Saturday January 12 marked Vancouver’s third day of solidarity actions since the RCMP raid of the Gidimt’en check point where they arrested 14 members of the Wet’suwet’en nation. The check point was set up to control entry to the unceeded Wet’suwet’en lands, and to keep Coastal Gaslink from building their fracked gas pipeline across these lands.

Since it was established, the Gidimt’en Access Point has hosted gatherings, workshops, and traditional activities for Wet’suwet’en, and provided an essential space for Wet’suwet’en to reconnect with their traditional territories. Article 10 of the United Nations Declaration on the Rights of Indigenous Peoples clearly states “Indigenous peoples shall not be forcibly removed from their land or territories.” These arrests directly violate UNDRIP and the provincial and federal government’s promises to implement UNDRIP.

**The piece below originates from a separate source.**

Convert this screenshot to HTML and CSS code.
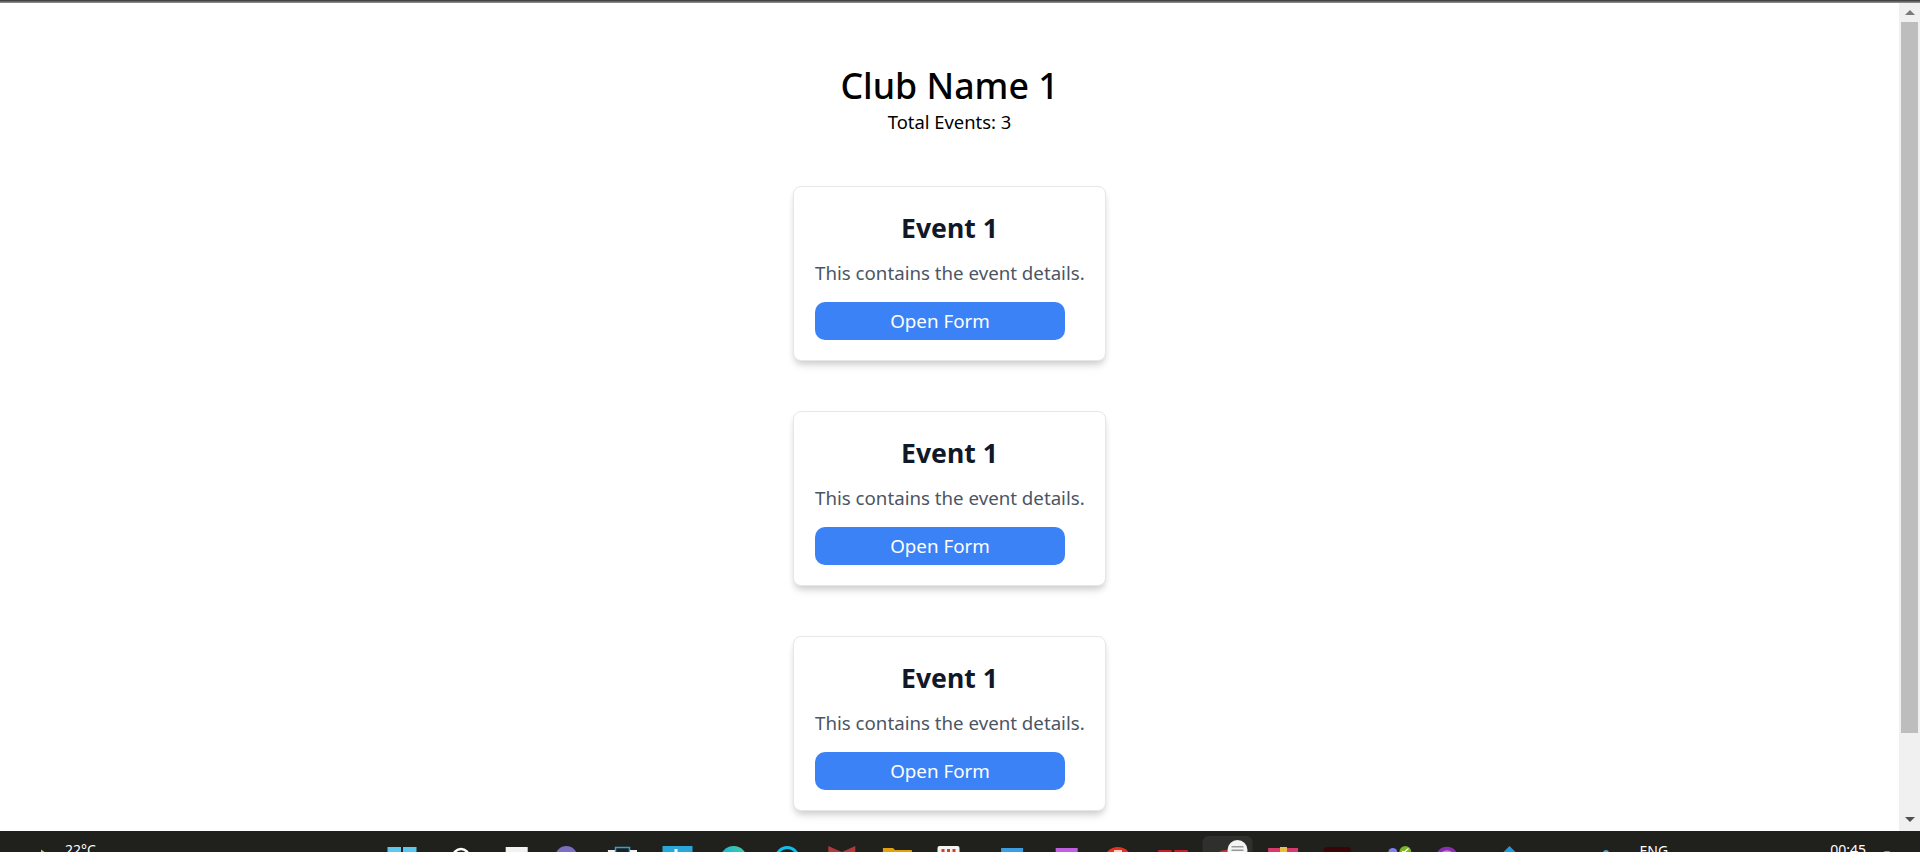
FILE: index.html
```html
<!DOCTYPE html>
<html lang="en">
<head>
    <meta charset="UTF-8">
    <title>Club Name 1</title>
    <link rel="stylesheet" href="styles.css">
</head>
<body>

<div class="top-edge"></div>

<div class="window">
    <main class="content">
        <header class="club-header">
            <h1>Club Name 1</h1>
            <p>Total Events: 3</p>
        </header>

        <section class="card">
            <h2>Event 1</h2>
            <p>This contains the event details.</p>
            <button>Open Form</button>
        </section>

        <section class="card">
            <h2>Event 1</h2>
            <p>This contains the event details.</p>
            <button>Open Form</button>
        </section>

        <section class="card">
            <h2>Event 1</h2>
            <p>This contains the event details.</p>
            <button>Open Form</button>
        </section>
    </main>

    <div class="scrollbar">
        <span class="arrow-up"></span>
        <div class="track"><div class="thumb"></div></div>
        <span class="arrow-down"></span>
    </div>
</div>

<footer class="taskbar">
    <div class="weather">
        <svg class="sun" viewBox="0 0 8 6"><polygon points="0,0 8,6 0,6" fill="#e8c53a"/></svg>
        <span>22°C</span>
    </div>

    <!-- Taskbar icons, only the top of each one is visible -->
    <div class="task-icons">
        <svg viewBox="0 0 55 21"><rect x="13.5" y="16" width="13.5" height="5" fill="#5cc8f0"/><rect x="29" y="16" width="13.5" height="5" fill="#5cc8f0"/></svg>
        <svg viewBox="0 0 55 21"><circle cx="31" cy="26" r="8" fill="none" stroke="#fff" stroke-width="2.5"/></svg>
        <svg viewBox="0 0 55 21"><rect x="20.7" y="16" width="22" height="5" fill="#f2f2f2"/></svg>
        <svg viewBox="0 0 55 21"><circle cx="26.3" cy="26" r="11" fill="#7b6fc0"/></svg>
        <svg viewBox="0 0 55 21"><rect x="19.5" y="16.5" width="14" height="8" fill="none" stroke="#1ea7ee" stroke-width="1.5"/><rect x="11.9" y="19" width="7" height="2" fill="#f2f2f2"/><rect x="34" y="19" width="7" height="2" fill="#f2f2f2"/></svg>
        <svg viewBox="0 0 55 21"><rect x="11.5" y="15" width="30" height="6" fill="#2aa7d8"/><rect x="23.5" y="18" width="3" height="3" fill="#fff"/></svg>
        <svg viewBox="0 0 55 21">
            <defs><linearGradient id="edge" x1="0" y1="1" x2="1" y2="0"><stop offset="0.4" stop-color="#18b4d4"/><stop offset="1" stop-color="#4fd0a0"/></linearGradient></defs>
            <circle cx="26.6" cy="28.5" r="13.5" fill="url(#edge)"/>
        </svg>
        <svg viewBox="0 0 55 21"><circle cx="25.2" cy="27.5" r="11" fill="none" stroke="#12bfe8" stroke-width="3"/></svg>
        <svg viewBox="0 0 55 21"><polygon points="11.3,15 24.8,21 38.3,15 38.3,21 11.3,21" fill="#b23a3a"/></svg>
        <svg viewBox="0 0 55 21"><polygon points="9.9,17 20,17 22,19 38.9,19 38.9,21 9.9,21" fill="#e0a20e"/></svg>
        <svg viewBox="0 0 55 21"><rect x="9.5" y="15" width="22" height="10" rx="2" fill="#f4f4f4"/><rect x="13.5" y="18" width="3" height="3" fill="#d8401e"/><rect x="19" y="18" width="3" height="3" fill="#d8401e"/><rect x="24.5" y="18" width="3" height="3" fill="#d8401e"/></svg>
        <svg viewBox="0 0 55 21"><rect x="17.1" y="17" width="22" height="4" fill="#3c9de0"/></svg>
        <svg viewBox="0 0 55 21"><rect x="16.7" y="17" width="22" height="4" fill="#c060e0"/></svg>
        <svg viewBox="0 0 55 21"><circle cx="23.8" cy="30" r="14" fill="#e8321e"/><rect x="20" y="19" width="8" height="2" fill="#f7d0c8"/></svg>
        <svg viewBox="0 0 55 21"><rect x="7.9" y="19" width="14" height="2" rx="1" fill="#c81e28"/><rect x="24" y="19" width="14" height="2" rx="1" fill="#c81e28"/></svg>
        <svg viewBox="0 0 55 21"><rect x="-2.5" y="5" width="50" height="22" rx="6" fill="#2f2f2d"/><circle cx="20.5" cy="31" r="12" fill="#c8342c"/><circle cx="32.5" cy="19" r="10" fill="#f4f4f4"/><rect x="26.5" y="15" width="12" height="1.5" fill="#9a9a9a"/><rect x="26.5" y="18.5" width="12" height="1.5" fill="#9a9a9a"/></svg>
        <svg viewBox="0 0 55 21"><rect x="7.1" y="17" width="30" height="4" fill="#d83a6e"/><rect x="19" y="16" width="7" height="5" fill="#e8c040"/></svg>
        <svg viewBox="0 0 55 21"><rect x="7.7" y="16" width="27" height="9" rx="3" fill="#3a0508"/></svg>
        <svg viewBox="0 0 55 21"><circle cx="21.8" cy="21.5" r="4.5" fill="#7b83eb"/><circle cx="34.3" cy="21" r="6" fill="#7ab51d"/><polyline points="31,20.5 33.5,21 37.5,17.5" fill="none" stroke="#fff" stroke-width="1.3"/></svg>
        <svg viewBox="0 0 55 21"><circle cx="19.9" cy="27" r="9.5" fill="#b98ad0" stroke="#8b2fb0" stroke-width="3.5"/></svg>
        <svg viewBox="0 0 55 21"><polygon points="27.5,15 35.5,23 19.5,23" fill="#1e9be0"/></svg>
    </div>

    <div class="tray">
        <span class="tray-dot"></span>
        <span class="lang">ENG</span>
        <span class="clock">00:45</span>
        <span class="tray-dot tray-dot-low"></span>
    </div>
</footer>

</body>
</html>
```

FILE: styles.css
```css
* {
    box-sizing: border-box;
}
html, body {
    height: 100%;
}
body {
    margin: 0;
    display: flex;
    flex-direction: column;
    overflow: hidden;
    background-color: #fff;
    font-family: "Noto Sans", "Open Sans", sans-serif;
}
.top-edge {
    height: 3px;
    background: linear-gradient(#333, #999);
}
.window {
    flex: 1;
    display: flex;
    min-height: 0;
}
.content {
    flex: 1;
    display: flex;
    flex-direction: column;
    align-items: center;
    padding-top: 62px;
    overflow: hidden;
}
.club-header {
    text-align: center;
    margin-bottom: 52px;
}
.club-header h1 {
    margin: 0 0 5px;
    font-size: 35.7px;
    line-height: 40px;
    font-weight: 500;
    color: #000;
}
.club-header p {
    margin: 0;
    font-size: 18.4px;
    line-height: 24px;
    color: #000;
}
.card {
    flex: none;
    width: 313px;
    height: 175px;
    margin-bottom: 50px;
    padding: 23px 21px;
    background-color: #fff;
    border: 1px solid #e5e7eb;
    border-radius: 8px;
    box-shadow: 0 4px 6px -1px rgba(0, 0, 0, 0.15), 0 8px 12px -4px rgba(0, 0, 0, 0.08);
    text-align: center;
}
.card h2 {
    margin: 0 0 13px;
    font-size: 26.6px;
    line-height: 36px;
    font-weight: 700;
    color: #111827;
}
.card p {
    margin: 0 0 15px;
    font-size: 18.7px;
    line-height: 28px;
    color: #4b5563;
    white-space: nowrap;
}
.card button {
    display: block;
    width: 250px;
    height: 38px;
    border: none;
    border-radius: 10px;
    background-color: #3b82f6;
    color: #fff;
    font-family: inherit;
    font-size: 18.8px;
}
.scrollbar {
    width: 21px;
    display: flex;
    flex-direction: column;
    align-items: center;
    background-color: #f0f0f0;
}
.track {
    flex: 1;
    width: 100%;
    padding: 7px 2px 0;
}
.thumb {
    height: 711px;
    background-color: #bdbdbd;
}
.arrow-up, .arrow-down {
    width: 0;
    height: 0;
    border-left: 5px solid transparent;
    border-right: 5px solid transparent;
}
.arrow-up {
    margin-top: 7px;
    border-bottom: 5px solid #7a7a7a;
}
.arrow-down {
    margin-bottom: 9px;
    border-top: 5px solid #505050;
}
.taskbar {
    height: 21px;
    flex: none;
    display: flex;
    overflow: hidden;
    background-color: #20201d;
    color: #fff;
    font-size: 14px;
    line-height: 20px;
}
.weather {
    width: 374.3px;
    flex: none;
    display: flex;
    align-items: flex-start;
    gap: 17px;
    padding: 9px 0 0 41px;
}
.sun {
    width: 7px;
    height: 6px;
    margin-top: 9px;
}
.task-icons {
    flex: none;
    display: grid;
    grid-template-columns: repeat(21, 55.4px);
}
.task-icons svg {
    width: 55px;
    height: 21px;
    overflow: visible;
}
.tray {
    flex: 1;
    display: flex;
    align-items: flex-start;
    padding-left: 65px;
}
.tray-dot {
    width: 6px;
    height: 4px;
    margin-top: 19px;
    border-radius: 3px 3px 0 0;
    background-color: #4aa8d8;
}
.lang {
    margin: 10px 0 0 31px;
}
.clock {
    margin: 9px 0 0 162px;
}
.tray-dot-low {
    width: 8px;
    margin: 20px 0 0 17px;
}
```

As the Wet’suwet’en continue their fight against Coastal Gaslink they are not alone. Today over five hundred allies showed up to the event with the number growing as the march got under way. The march was organized by Helen Tommy of the Wet’suwet’en nation. Clad in an American Indian Movement jacket, she spoke to the potential environmental damage of the Coastal Gaslink pipeline as well as the displacement of her people, “What are we handing down? But a rotted earth if we have this pipeline goes through our land.”

The January 7 militarized raid, by the RCMP, is still fresh in the minds and hearts of the nation. During that day peaceful protesters were met with media blackouts, assault rifles and armoured cars. Fourteen people were arrested and sent to Prince George. Helen explained, “They were taken away from their town, they were put two towns over into Prince George. How dare they remove my people?”

The January 12 march began at Victory Square on Cambie and Hastings Street at 2pm in Vancouver. The march continued two and a half kilometres down Hastings street to Clark Drive, peacefully blocking intersections and the roadway entrance to the city ports. Helen, her family and friends gave emotional stories of their experience of the effects of colonialism while linking Coastal Gaslink and their injunction as a continuation of this colonial project.

As the sun set and the drumming stopped Helen directed our attention to the sky. This beautiful sunset would be impossible in a world of black smoke, a future all too real if we do not act together to prevent climate disaster. “My gift today, to you, is our voices. My gift today for you is a vision of having peace.”